[WHAT NEEDS TO BE DONE]
Print, word for word, every line from the beginning of the listing up to and including the line with "export default App;". Pictures are to be excluded.

[Raw records]
▼
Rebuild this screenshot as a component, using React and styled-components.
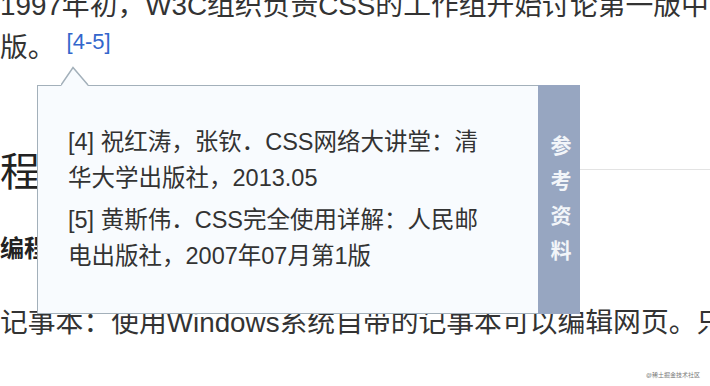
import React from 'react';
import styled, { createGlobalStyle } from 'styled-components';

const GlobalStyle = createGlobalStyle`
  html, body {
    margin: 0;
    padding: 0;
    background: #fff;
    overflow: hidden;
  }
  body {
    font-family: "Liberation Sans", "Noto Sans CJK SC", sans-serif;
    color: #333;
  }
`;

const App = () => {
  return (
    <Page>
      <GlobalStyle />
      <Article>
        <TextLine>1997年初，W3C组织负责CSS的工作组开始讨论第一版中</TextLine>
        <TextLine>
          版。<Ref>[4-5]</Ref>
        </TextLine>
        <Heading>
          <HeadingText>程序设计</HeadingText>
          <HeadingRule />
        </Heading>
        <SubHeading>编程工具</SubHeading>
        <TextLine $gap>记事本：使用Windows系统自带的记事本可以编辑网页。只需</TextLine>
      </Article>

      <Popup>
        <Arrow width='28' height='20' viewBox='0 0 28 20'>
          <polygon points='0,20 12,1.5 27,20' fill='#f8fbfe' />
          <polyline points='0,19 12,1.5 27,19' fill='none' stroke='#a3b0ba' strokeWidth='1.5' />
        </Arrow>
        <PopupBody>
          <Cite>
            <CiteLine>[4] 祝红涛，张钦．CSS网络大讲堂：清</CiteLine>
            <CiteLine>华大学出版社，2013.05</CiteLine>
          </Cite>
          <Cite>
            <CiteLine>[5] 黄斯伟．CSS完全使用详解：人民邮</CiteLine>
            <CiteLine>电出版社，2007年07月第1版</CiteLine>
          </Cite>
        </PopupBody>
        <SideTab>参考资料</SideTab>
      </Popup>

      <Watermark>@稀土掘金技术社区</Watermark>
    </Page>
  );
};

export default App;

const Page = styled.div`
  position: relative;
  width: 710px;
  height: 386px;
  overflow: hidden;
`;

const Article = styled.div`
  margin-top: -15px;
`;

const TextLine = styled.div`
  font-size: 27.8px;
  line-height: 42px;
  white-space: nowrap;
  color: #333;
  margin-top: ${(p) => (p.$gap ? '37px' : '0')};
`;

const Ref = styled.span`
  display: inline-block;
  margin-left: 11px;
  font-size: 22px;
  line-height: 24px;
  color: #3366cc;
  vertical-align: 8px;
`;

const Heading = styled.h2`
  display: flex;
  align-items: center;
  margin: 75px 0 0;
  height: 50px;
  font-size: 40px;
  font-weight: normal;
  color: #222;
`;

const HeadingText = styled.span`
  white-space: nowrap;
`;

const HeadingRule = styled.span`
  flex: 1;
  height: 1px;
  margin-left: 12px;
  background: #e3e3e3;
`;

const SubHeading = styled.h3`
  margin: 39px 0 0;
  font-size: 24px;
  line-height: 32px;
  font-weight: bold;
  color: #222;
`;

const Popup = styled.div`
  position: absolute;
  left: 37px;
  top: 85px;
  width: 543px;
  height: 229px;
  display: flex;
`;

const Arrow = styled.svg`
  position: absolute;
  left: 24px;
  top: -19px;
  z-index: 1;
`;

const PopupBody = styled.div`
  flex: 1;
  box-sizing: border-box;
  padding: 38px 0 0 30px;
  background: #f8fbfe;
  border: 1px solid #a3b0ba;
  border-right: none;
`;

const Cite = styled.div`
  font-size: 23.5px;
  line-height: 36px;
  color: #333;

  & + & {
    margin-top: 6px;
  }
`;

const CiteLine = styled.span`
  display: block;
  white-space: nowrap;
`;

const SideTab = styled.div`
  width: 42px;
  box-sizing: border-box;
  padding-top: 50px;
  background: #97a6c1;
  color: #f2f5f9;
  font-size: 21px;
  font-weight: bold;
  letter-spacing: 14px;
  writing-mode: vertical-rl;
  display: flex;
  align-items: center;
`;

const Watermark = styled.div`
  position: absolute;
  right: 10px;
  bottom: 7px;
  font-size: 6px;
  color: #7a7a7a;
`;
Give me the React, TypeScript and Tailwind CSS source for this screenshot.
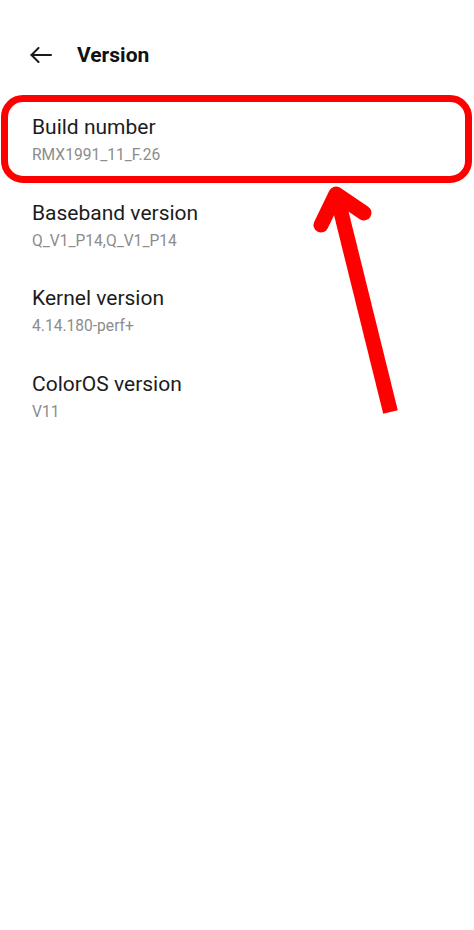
▲
[EXERCISE OUTPUT]
Rebuild this screenshot as a component, using React and styled-components.
import React from 'react';
import styled, { createGlobalStyle } from 'styled-components';

const GlobalStyle = createGlobalStyle`
  html, body {
    margin: 0;
    padding: 0;
    background: #fff;
    overflow: hidden;
  }
  body {
    font-family: "Liberation Sans", "Noto Sans CJK SC", sans-serif;
    color: #333;
  }
`;

const App = () => {
  return (
    <Page>
      <GlobalStyle />
      <Article>
        <TextLine>1997年初，W3C组织负责CSS的工作组开始讨论第一版中</TextLine>
        <TextLine>
          版。<Ref>[4-5]</Ref>
        </TextLine>
        <Heading>
          <HeadingText>程序设计</HeadingText>
          <HeadingRule />
        </Heading>
        <SubHeading>编程工具</SubHeading>
        <TextLine $gap>记事本：使用Windows系统自带的记事本可以编辑网页。只需</TextLine>
      </Article>

      <Popup>
        <Arrow width='28' height='20' viewBox='0 0 28 20'>
          <polygon points='0,20 12,1.5 27,20' fill='#f8fbfe' />
          <polyline points='0,19 12,1.5 27,19' fill='none' stroke='#a3b0ba' strokeWidth='1.5' />
        </Arrow>
        <PopupBody>
          <Cite>
            <CiteLine>[4] 祝红涛，张钦．CSS网络大讲堂：清</CiteLine>
            <CiteLine>华大学出版社，2013.05</CiteLine>
          </Cite>
          <Cite>
            <CiteLine>[5] 黄斯伟．CSS完全使用详解：人民邮</CiteLine>
            <CiteLine>电出版社，2007年07月第1版</CiteLine>
          </Cite>
        </PopupBody>
        <SideTab>参考资料</SideTab>
      </Popup>

      <Watermark>@稀土掘金技术社区</Watermark>
    </Page>
  );
};

export default App;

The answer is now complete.